There is a reporting obligation with regard to the topic-specific standards with respect to environment, social and governance (ESG) if a sustainability aspect is categorised as material according to the materiality analysis to be carried out:

The aim of the materiality analysis is to determine the main sustainability-related impacts of the company’s activities as well as the impacts, risks and opportunities for the company (IRO). Companies must consider the individual sustainability topics in the ESG areas and, if applicable, other company-specific sustainability aspects from two perspectives when analysing them (known as the principle of dual materiality). If a sustainability aspect is categorised as material according to one of the two perspectives, it must be reported on. A sustainability aspect is “material” if:

  • Inside-out perspective: the company’s business activities, including its value chain, have or could potentially have a positive or negative impact on people and the environment with regard to the respective sustainability aspect (impact materiality);
  • Outside-in perspective: the sustainability aspect in question has or can reasonably be expected to have a financial impact on the company (financial materiality).

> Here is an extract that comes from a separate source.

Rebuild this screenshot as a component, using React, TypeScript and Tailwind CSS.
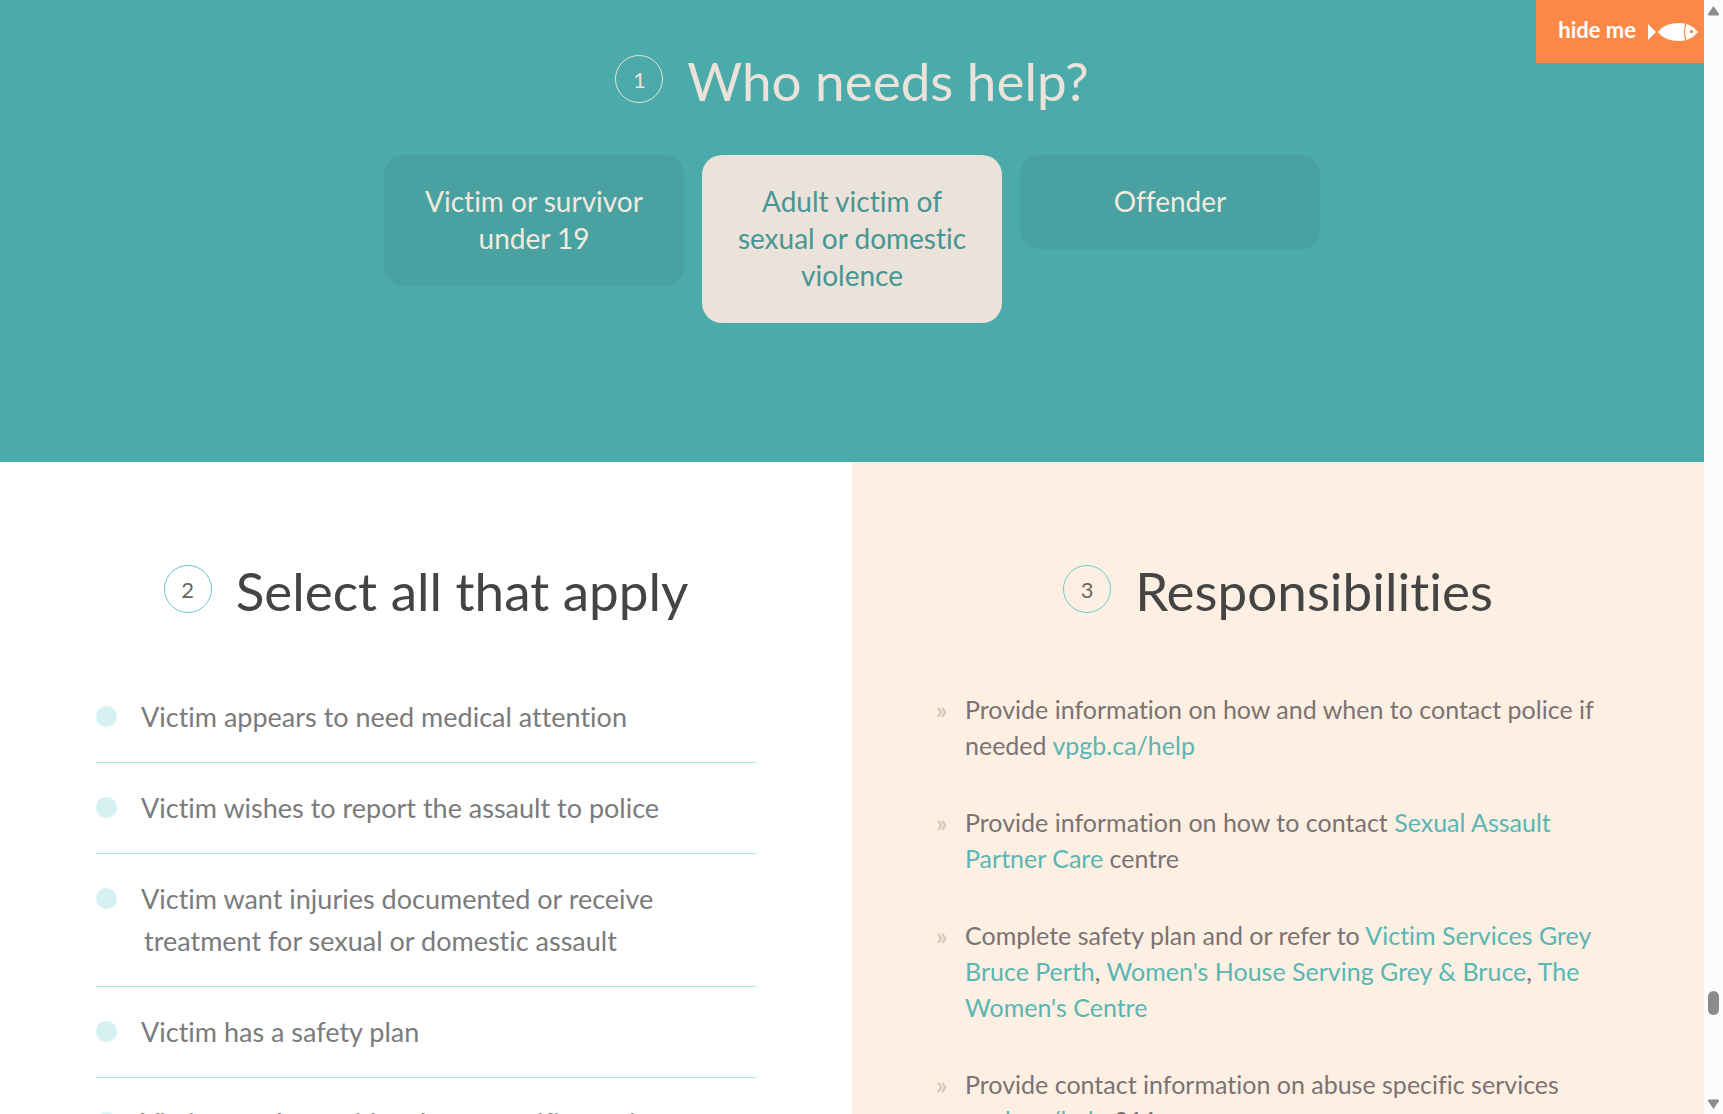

Example: A company in the manufacturing industry which is required to report (e.g. a manufacturer of vehicle parts) may be obliged, following its materiality analysis, to include detailed information in its sustainability statement on its use of water resources in accordance with ESRS E3 and the associated individual sub-topics and sub-sub-topics, such as its water consumption, water extraction and water discharge.

In the first few reporting years, companies can waive some of the general disclosures under ESRS 2 and certain topic-specific disclosures (see ESRS 1, Appendix C).

On 17 October 2023, the European Commission submitted a proposal for a decision to the European Parliament and the Council of the European Union to extend the deadline for adopting the second set of ESRS to June 2026 (COM(2023) 596 final). The second set of ESRS is to contain sector-specific standards and define appropriate lower reporting requirements for SMEs subject to reporting obligations under the CSRD starting from the 2026 financial year.

Conclusion and outlook

Companies subject to reporting requirements face the challenge of keeping up with current developments and taking them into account when preparing their sustainability statement. EFRAG, which is supporting the European Commission in developing the ESRS, intends to publish further technical recommendations for sustainability reporting.